>>>>
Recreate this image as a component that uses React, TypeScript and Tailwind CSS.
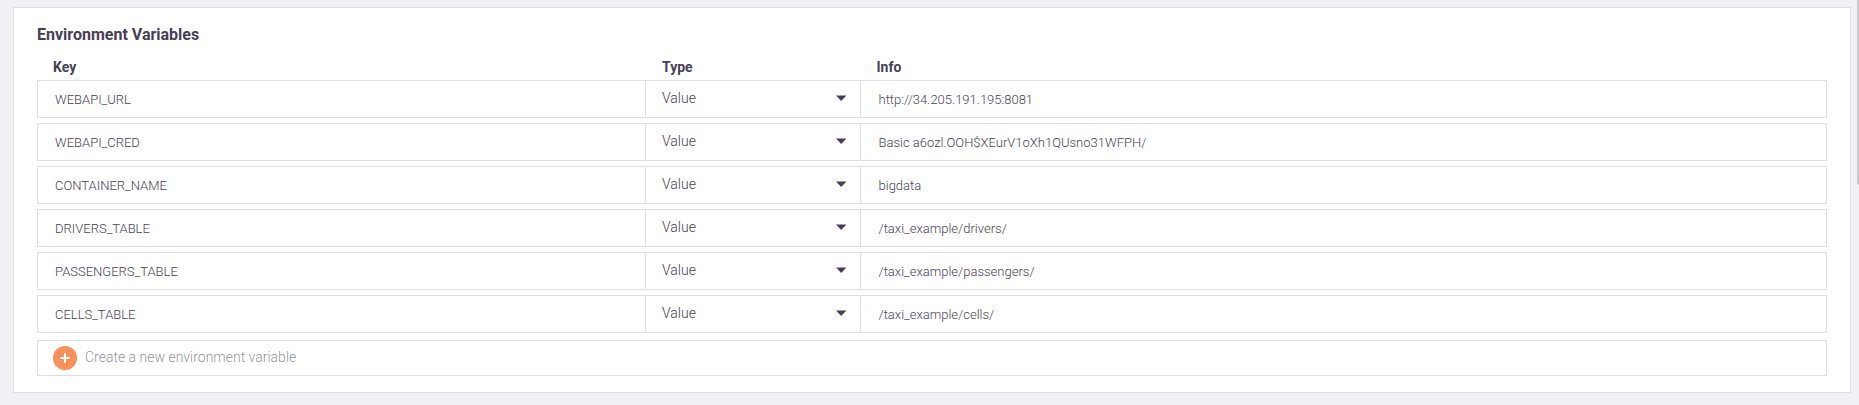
const variables = [
  { key: "WEBAPI_URL", info: "http://34.205.191.195:8081" },
  { key: "WEBAPI_CRED", info: "Basic a6ozl.OOH$XEurV1oXh1QUsno31WFPH/" },
  { key: "CONTAINER_NAME", info: "bigdata" },
  { key: "DRIVERS_TABLE", info: "/taxi_example/drivers/" },
  { key: "PASSENGERS_TABLE", info: "/taxi_example/passengers/" },
  { key: "CELLS_TABLE", info: "/taxi_example/cells/" },
];

function Row({ name, info }: { name: string; info: string }) {
  return (
    <div className="flex h-[38px] border border-[#dfdfe5] font-light text-[#483f56]">
      <div className="w-[607px] pl-[17px] pt-px text-[13px] leading-9">{name}</div>
      <div className="flex w-[215px] items-center justify-between border-l border-[#dfdfe5] pb-[2px] pl-4 pr-[13px]">
        <span className="text-[14px] leading-[34px]">Value</span>
        <svg width="11" height="6" viewBox="0 0 11 6" className="fill-[#483f56]">
          <path d="M0 .6h10.4L5.2 6z" />
        </svg>
      </div>
      <div className="flex-1 border-l border-[#dfdfe5] pl-[17.5px] pt-px text-[13px] leading-9">{info}</div>
    </div>
  );
}

export default function App() {
  return (
    <div className="flex h-[405px] w-[1859px] justify-between overflow-hidden bg-[#f0f0f5] font-['Roboto',sans-serif] text-[#483f56]">
      <section className="ml-[13px] mt-[7px] h-[386px] w-[1838px] border border-[#dfdfe5] bg-white px-[23px] pt-[17px]">
        <h2 className="text-[16px] font-bold leading-5">Environment Variables</h2>
        <div className="mt-[14px] flex h-[21px] pl-4 text-[14px] font-bold leading-4">
          <div className="w-[609px]">Key</div>
          <div className="w-[214.5px]">Type</div>
          <div>Info</div>
        </div>
        <div className="flex flex-col gap-[5px]">
          {variables.map((v) => (
            <Row key={v.key} name={v.key} info={v.info} />
          ))}
        </div>
        <button className="mt-[7px] flex h-9 w-full items-center gap-2 border border-[#dfdfe5] pb-px pl-[15px] text-[14px] font-light text-[#483f56]/60">
          <svg width="24" height="24" viewBox="0 0 24 24">
            <circle cx="12" cy="12" r="12" fill="#fa9058" />
            <path d="M12 7v10M7 12h10" stroke="white" strokeWidth="2" />
          </svg>
          <span className="pb-px">Create a new environment variable</span>
        </button>
      </section>
      <div className="h-[185px] w-[2px] rounded-bl-sm bg-[#cbcacf]" />
    </div>
  );
}
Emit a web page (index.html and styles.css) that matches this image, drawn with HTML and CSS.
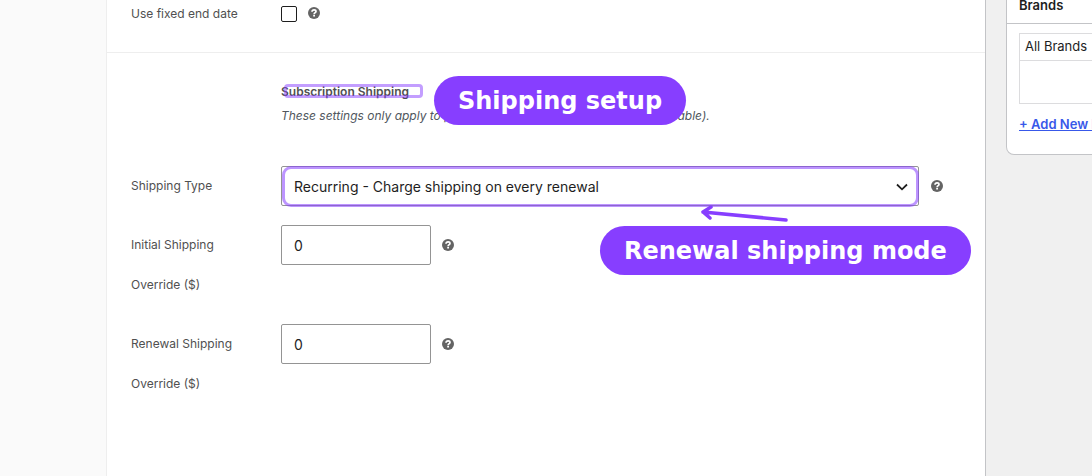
<<<<
Pictures excluded, quote all the data above exactly.

* RESPONSE TO THIS EXERCISE:
Recreate this image as a component that uses React, TypeScript and Tailwind CSS.
const variables = [
  { key: "WEBAPI_URL", info: "http://34.205.191.195:8081" },
  { key: "WEBAPI_CRED", info: "Basic a6ozl.OOH$XEurV1oXh1QUsno31WFPH/" },
  { key: "CONTAINER_NAME", info: "bigdata" },
  { key: "DRIVERS_TABLE", info: "/taxi_example/drivers/" },
  { key: "PASSENGERS_TABLE", info: "/taxi_example/passengers/" },
  { key: "CELLS_TABLE", info: "/taxi_example/cells/" },
];

function Row({ name, info }: { name: string; info: string }) {
  return (
    <div className="flex h-[38px] border border-[#dfdfe5] font-light text-[#483f56]">
      <div className="w-[607px] pl-[17px] pt-px text-[13px] leading-9">{name}</div>
      <div className="flex w-[215px] items-center justify-between border-l border-[#dfdfe5] pb-[2px] pl-4 pr-[13px]">
        <span className="text-[14px] leading-[34px]">Value</span>
        <svg width="11" height="6" viewBox="0 0 11 6" className="fill-[#483f56]">
          <path d="M0 .6h10.4L5.2 6z" />
        </svg>
      </div>
      <div className="flex-1 border-l border-[#dfdfe5] pl-[17.5px] pt-px text-[13px] leading-9">{info}</div>
    </div>
  );
}

export default function App() {
  return (
    <div className="flex h-[405px] w-[1859px] justify-between overflow-hidden bg-[#f0f0f5] font-['Roboto',sans-serif] text-[#483f56]">
      <section className="ml-[13px] mt-[7px] h-[386px] w-[1838px] border border-[#dfdfe5] bg-white px-[23px] pt-[17px]">
        <h2 className="text-[16px] font-bold leading-5">Environment Variables</h2>
        <div className="mt-[14px] flex h-[21px] pl-4 text-[14px] font-bold leading-4">
          <div className="w-[609px]">Key</div>
          <div className="w-[214.5px]">Type</div>
          <div>Info</div>
        </div>
        <div className="flex flex-col gap-[5px]">
          {variables.map((v) => (
            <Row key={v.key} name={v.key} info={v.info} />
          ))}
        </div>
        <button className="mt-[7px] flex h-9 w-full items-center gap-2 border border-[#dfdfe5] pb-px pl-[15px] text-[14px] font-light text-[#483f56]/60">
          <svg width="24" height="24" viewBox="0 0 24 24">
            <circle cx="12" cy="12" r="12" fill="#fa9058" />
            <path d="M12 7v10M7 12h10" stroke="white" strokeWidth="2" />
          </svg>
          <span className="pb-px">Create a new environment variable</span>
        </button>
      </section>
      <div className="h-[185px] w-[2px] rounded-bl-sm bg-[#cbcacf]" />
    </div>
  );
}
Emit a web page (index.html and styles.css) that matches this image, drawn with HTML and CSS.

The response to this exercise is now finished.